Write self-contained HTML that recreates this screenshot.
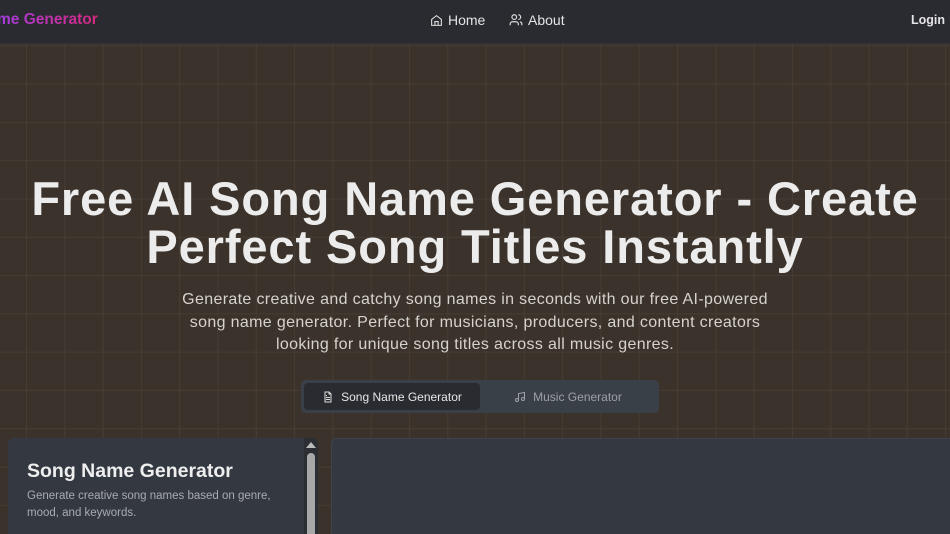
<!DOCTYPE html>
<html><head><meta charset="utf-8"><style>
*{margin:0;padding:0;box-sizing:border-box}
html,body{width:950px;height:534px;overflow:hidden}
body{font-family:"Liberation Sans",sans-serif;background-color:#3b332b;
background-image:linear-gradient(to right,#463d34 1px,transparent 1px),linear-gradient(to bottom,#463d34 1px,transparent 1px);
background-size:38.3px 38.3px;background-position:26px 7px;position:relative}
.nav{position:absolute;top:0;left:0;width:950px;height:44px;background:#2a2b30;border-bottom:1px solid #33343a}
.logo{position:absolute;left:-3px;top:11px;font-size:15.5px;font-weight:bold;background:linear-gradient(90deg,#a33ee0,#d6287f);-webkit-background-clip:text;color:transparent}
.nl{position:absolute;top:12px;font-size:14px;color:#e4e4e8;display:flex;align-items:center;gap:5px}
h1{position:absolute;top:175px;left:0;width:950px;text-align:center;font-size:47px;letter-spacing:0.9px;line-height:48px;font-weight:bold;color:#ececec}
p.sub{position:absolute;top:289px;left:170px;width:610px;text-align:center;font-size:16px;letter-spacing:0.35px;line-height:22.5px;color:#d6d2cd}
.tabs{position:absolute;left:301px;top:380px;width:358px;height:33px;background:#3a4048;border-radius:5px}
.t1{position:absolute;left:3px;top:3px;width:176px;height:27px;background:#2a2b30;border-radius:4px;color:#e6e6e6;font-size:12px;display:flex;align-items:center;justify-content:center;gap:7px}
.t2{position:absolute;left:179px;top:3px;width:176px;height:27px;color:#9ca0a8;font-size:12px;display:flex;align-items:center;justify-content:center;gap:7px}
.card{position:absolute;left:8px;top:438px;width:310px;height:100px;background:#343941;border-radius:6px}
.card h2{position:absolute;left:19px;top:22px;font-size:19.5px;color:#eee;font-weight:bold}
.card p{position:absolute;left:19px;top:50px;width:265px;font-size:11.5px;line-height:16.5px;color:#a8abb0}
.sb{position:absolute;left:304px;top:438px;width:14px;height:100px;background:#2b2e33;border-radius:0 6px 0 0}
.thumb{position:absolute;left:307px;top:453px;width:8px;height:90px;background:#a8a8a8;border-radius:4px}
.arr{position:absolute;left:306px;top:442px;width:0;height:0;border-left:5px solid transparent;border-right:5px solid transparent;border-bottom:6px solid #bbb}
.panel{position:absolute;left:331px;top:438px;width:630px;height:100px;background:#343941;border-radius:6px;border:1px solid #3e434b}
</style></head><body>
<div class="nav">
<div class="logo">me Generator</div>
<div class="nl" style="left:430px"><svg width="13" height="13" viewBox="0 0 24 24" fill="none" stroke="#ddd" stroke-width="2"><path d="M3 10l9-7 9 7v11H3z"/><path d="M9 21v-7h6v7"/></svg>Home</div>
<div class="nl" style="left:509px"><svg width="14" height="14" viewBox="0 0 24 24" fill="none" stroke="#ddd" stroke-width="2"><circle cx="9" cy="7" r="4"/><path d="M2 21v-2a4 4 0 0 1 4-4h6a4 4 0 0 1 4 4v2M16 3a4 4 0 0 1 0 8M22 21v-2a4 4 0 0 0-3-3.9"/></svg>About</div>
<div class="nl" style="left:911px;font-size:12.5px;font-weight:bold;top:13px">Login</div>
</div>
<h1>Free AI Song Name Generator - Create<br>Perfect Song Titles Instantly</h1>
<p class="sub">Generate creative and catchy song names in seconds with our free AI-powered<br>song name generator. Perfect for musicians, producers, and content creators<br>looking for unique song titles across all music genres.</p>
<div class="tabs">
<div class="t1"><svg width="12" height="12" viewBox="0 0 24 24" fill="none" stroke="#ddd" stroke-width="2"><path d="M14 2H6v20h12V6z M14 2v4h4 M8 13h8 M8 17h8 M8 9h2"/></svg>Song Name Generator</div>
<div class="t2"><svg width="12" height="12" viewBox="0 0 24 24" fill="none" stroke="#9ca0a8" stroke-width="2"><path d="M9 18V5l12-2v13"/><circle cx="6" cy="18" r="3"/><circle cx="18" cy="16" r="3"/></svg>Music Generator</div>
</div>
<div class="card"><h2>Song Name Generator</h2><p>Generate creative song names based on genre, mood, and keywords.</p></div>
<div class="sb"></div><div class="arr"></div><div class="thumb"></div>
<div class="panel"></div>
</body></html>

#### EXERCISE PROMPT:
Copy all the data exactly as written, but skip any picture.

#### EXERCISE ANSWER:
Write self-contained HTML that recreates this screenshot.
<!DOCTYPE html>
<html><head><meta charset="utf-8"><style>
*{margin:0;padding:0;box-sizing:border-box}
html,body{width:950px;height:534px;overflow:hidden}
body{font-family:"Liberation Sans",sans-serif;background-color:#3b332b;
background-image:linear-gradient(to right,#463d34 1px,transparent 1px),linear-gradient(to bottom,#463d34 1px,transparent 1px);
background-size:38.3px 38.3px;background-position:26px 7px;position:relative}
.nav{position:absolute;top:0;left:0;width:950px;height:44px;background:#2a2b30;border-bottom:1px solid #33343a}
.logo{position:absolute;left:-3px;top:11px;font-size:15.5px;font-weight:bold;background:linear-gradient(90deg,#a33ee0,#d6287f);-webkit-background-clip:text;color:transparent}
.nl{position:absolute;top:12px;font-size:14px;color:#e4e4e8;display:flex;align-items:center;gap:5px}
h1{position:absolute;top:175px;left:0;width:950px;text-align:center;font-size:47px;letter-spacing:0.9px;line-height:48px;font-weight:bold;color:#ececec}
p.sub{position:absolute;top:289px;left:170px;width:610px;text-align:center;font-size:16px;letter-spacing:0.35px;line-height:22.5px;color:#d6d2cd}
.tabs{position:absolute;left:301px;top:380px;width:358px;height:33px;background:#3a4048;border-radius:5px}
.t1{position:absolute;left:3px;top:3px;width:176px;height:27px;background:#2a2b30;border-radius:4px;color:#e6e6e6;font-size:12px;display:flex;align-items:center;justify-content:center;gap:7px}
.t2{position:absolute;left:179px;top:3px;width:176px;height:27px;color:#9ca0a8;font-size:12px;display:flex;align-items:center;justify-content:center;gap:7px}
.card{position:absolute;left:8px;top:438px;width:310px;height:100px;background:#343941;border-radius:6px}
.card h2{position:absolute;left:19px;top:22px;font-size:19.5px;color:#eee;font-weight:bold}
.card p{position:absolute;left:19px;top:50px;width:265px;font-size:11.5px;line-height:16.5px;color:#a8abb0}
.sb{position:absolute;left:304px;top:438px;width:14px;height:100px;background:#2b2e33;border-radius:0 6px 0 0}
.thumb{position:absolute;left:307px;top:453px;width:8px;height:90px;background:#a8a8a8;border-radius:4px}
.arr{position:absolute;left:306px;top:442px;width:0;height:0;border-left:5px solid transparent;border-right:5px solid transparent;border-bottom:6px solid #bbb}
.panel{position:absolute;left:331px;top:438px;width:630px;height:100px;background:#343941;border-radius:6px;border:1px solid #3e434b}
</style></head><body>
<div class="nav">
<div class="logo">me Generator</div>
<div class="nl" style="left:430px"><svg width="13" height="13" viewBox="0 0 24 24" fill="none" stroke="#ddd" stroke-width="2"><path d="M3 10l9-7 9 7v11H3z"/><path d="M9 21v-7h6v7"/></svg>Home</div>
<div class="nl" style="left:509px"><svg width="14" height="14" viewBox="0 0 24 24" fill="none" stroke="#ddd" stroke-width="2"><circle cx="9" cy="7" r="4"/><path d="M2 21v-2a4 4 0 0 1 4-4h6a4 4 0 0 1 4 4v2M16 3a4 4 0 0 1 0 8M22 21v-2a4 4 0 0 0-3-3.9"/></svg>About</div>
<div class="nl" style="left:911px;font-size:12.5px;font-weight:bold;top:13px">Login</div>
</div>
<h1>Free AI Song Name Generator - Create<br>Perfect Song Titles Instantly</h1>
<p class="sub">Generate creative and catchy song names in seconds with our free AI-powered<br>song name generator. Perfect for musicians, producers, and content creators<br>looking for unique song titles across all music genres.</p>
<div class="tabs">
<div class="t1"><svg width="12" height="12" viewBox="0 0 24 24" fill="none" stroke="#ddd" stroke-width="2"><path d="M14 2H6v20h12V6z M14 2v4h4 M8 13h8 M8 17h8 M8 9h2"/></svg>Song Name Generator</div>
<div class="t2"><svg width="12" height="12" viewBox="0 0 24 24" fill="none" stroke="#9ca0a8" stroke-width="2"><path d="M9 18V5l12-2v13"/><circle cx="6" cy="18" r="3"/><circle cx="18" cy="16" r="3"/></svg>Music Generator</div>
</div>
<div class="card"><h2>Song Name Generator</h2><p>Generate creative song names based on genre, mood, and keywords.</p></div>
<div class="sb"></div><div class="arr"></div><div class="thumb"></div>
<div class="panel"></div>
</body></html>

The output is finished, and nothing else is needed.